De uma cama de hospital para turnês com U2 e Rolling Stones, foi assim que a vida de Kanye mudou após o seus dois primeiros discos, se tornando uma figura consolidada entre o círculo do Hip-Hop e da música em geral, mas, em sua visão, ainda faltava algo: conversar com todos os públicos, e fazê-los se relacionar com ele tanto nas letras quanto nos beats.
Assim nasce a ideia de Graduation, e que o título pode realmente ser realmente interpretado como a formatura de Kanye no mundo da música, passando de uma estrela do Hip-Hop no geral para uma estrela eclética, sampleando além do Soul e Jazz, como Elton John e Daft Punk. O primeiro single do álbum, Can’t Tell Me Nothing, é uma mistura do início do trap com um estilo único presente nesse álbum, e sua recepção permitiu ao artista se aventurar ainda mais na mistura de gêneros e influências para criar um dos álbuns que definem os anos 2000.

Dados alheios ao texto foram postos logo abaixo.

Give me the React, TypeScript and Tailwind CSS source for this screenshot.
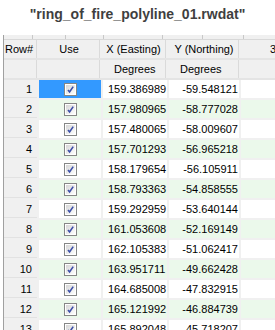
import React from "react";

const rows: [number, string, string][] = [
  [1, "159.386989", "-59.548121"],
  [2, "157.980965", "-58.777028"],
  [3, "157.480065", "-58.009607"],
  [4, "157.701293", "-56.965218"],
  [5, "158.179654", "-56.105911"],
  [6, "158.793363", "-54.858555"],
  [7, "159.292959", "-53.640144"],
  [8, "161.053608", "-52.169149"],
  [9, "162.105383", "-51.062417"],
  [10, "163.951711", "-49.662428"],
  [11, "164.685008", "-47.832915"],
  [12, "165.121992", "-46.884739"],
  [13, "165.892048", "-45.718207"],
];

const CheckBox: React.FC = () => (
  <svg width="13" height="13" viewBox="0 0 13 13">
    <defs>
      <linearGradient id="cbg" x1="0" y1="0" x2="1" y2="1">
        <stop offset="0" stopColor="#d6d6d6" />
        <stop offset="1" stopColor="#ffffff" />
      </linearGradient>
    </defs>
    <rect x="0.5" y="0.5" width="12" height="12" fill="#ffffff" stroke="#858686" />
    <rect x="2" y="2" width="9" height="9" fill="url(#cbg)" />
    <path d="M4 7 L5.6 9 L9.2 3.6" fill="none" stroke="#3c4fa8" strokeWidth="1.6" />
  </svg>
);

const App: React.FC = () => {
  return (
    <div
      className="w-[275px] h-[330px] overflow-hidden bg-white text-black"
      style={{ fontFamily: '"Liberation Sans", Arial, sans-serif' }}
    >
      <div className="h-[35px] pt-[6px] text-center text-[14px] leading-[16px] font-bold text-[#3f3f3f]">
        "ring_of_fire_polyline_01.rwdat"
      </div>

      <div className="ml-[3px] border-l border-[#a0a0a0] text-[11px] leading-[18px]">
        {/* top strip */}
        <div className="relative h-[5px] bg-[#f0f0f0] border-b border-[#d8d8d8]">
          {[32, 65, 103, 162, 202, 243].map((x) => (
            <div key={x} className="absolute top-0 h-[4px] w-px bg-[#c8c8c8]" style={{ left: x - 4 }} />
          ))}
        </div>

        {/* header rows */}
        <div className="flex h-[20px] gap-[2px] bg-[#f0f0f0] border-b-2 border-[#e4e4e4]">
          <div className="w-[33px] shrink-0 pl-[1px] border-r border-[#dadada]">Row#</div>
          <div className="w-[61px] shrink-0 text-center border-r border-[#dadada]">Use</div>
          <div className="w-[64px] shrink-0 text-center border-r border-[#dadada]">X (Easting)</div>
          <div className="w-[71px] shrink-0 text-center pl-[2px] border-r border-[#dadada]">Y (Northing)</div>
          <div className="flex-1 pl-[29px] whitespace-nowrap">3</div>
        </div>
        <div className="flex h-[20px] gap-[2px] bg-[#f0f0f0] border-b-2 border-[#e4e4e4]">
          <div className="w-[33px] shrink-0 border-r border-[#dadada]" />
          <div className="w-[61px] shrink-0 border-r border-[#dadada]" />
          <div className="w-[64px] shrink-0 pl-[12px] border-r border-[#dadada]">Degrees</div>
          <div className="w-[71px] shrink-0 pl-[12px] border-r border-[#dadada]">Degrees</div>
          <div className="flex-1" />
        </div>

        {/* data rows */}
        {rows.map(([n, x, y]) => {
          const bg = n % 2 === 0 ? "bg-[#ebf9eb]" : "bg-white";
          return (
            <div key={n} className="flex h-[20px] gap-[2px] bg-[#f0f0f0] pb-[2px]">
              <div className="w-[33px] shrink-0 text-right pr-[5px] border-b border-[#e2e2e2]">{n}</div>
              <div
                className={`w-[62px] shrink-0 flex items-center justify-center ${
                  n === 1 ? "bg-[#3399ff]" : bg
                }`}
              >
                <CheckBox />
              </div>
              <div className={`w-[64px] shrink-0 pl-[5px] ${bg}`}>{x}</div>
              <div className={`w-[70px] shrink-0 text-right pr-[1px] ${bg}`}>{y}</div>
              <div className={`flex-1 ${bg}`} />
            </div>
          );
        })}
      </div>
    </div>
  );
};

export default App;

O resultado foi uma obra que navega entre todos os mares, capaz de conversar com todos os públicos, e ainda assim, carregar uma mensagem muito mais auto-centrada. É impossível destacar músicas aqui, até porque todas as 14 faixas são fantásticas, mas é impossível deixar Stronger de fora; nela, Kanye usa do sample de Daft Punk para criar um hit que, até hoje faz as pessoas cantarem em qualquer festa, tanto pelo sample em si, quanto por seus versos. Destaque também para Homecoming em uma parceria improvável com Chris Martin, vocalista do Coldplay, em uma carta de amor para Chicago, que encaminha essa obra coesa, consistente e genial para um fim em Big Brother e Good Night.
Essa trilogia deixa claro a ascensão de Kanye, partindo do retrato de seu bairro em We Don’t Care para a saudade dele, até mesmo as dificuldades em lidar com a fama e a pressão excessiva em Everything I Am. Aqui, podemos ver o início do deslumbre e da personalidade narcisista de Kanye, mas, que de qualquer forma, era uma boa influência, inspirando ao invés de destruir, transmitindo através da música um repertório incrível, tanto na música em si, quanto nas mensagens, mas sua inspiração estava prestes a mudar do dia para a noite.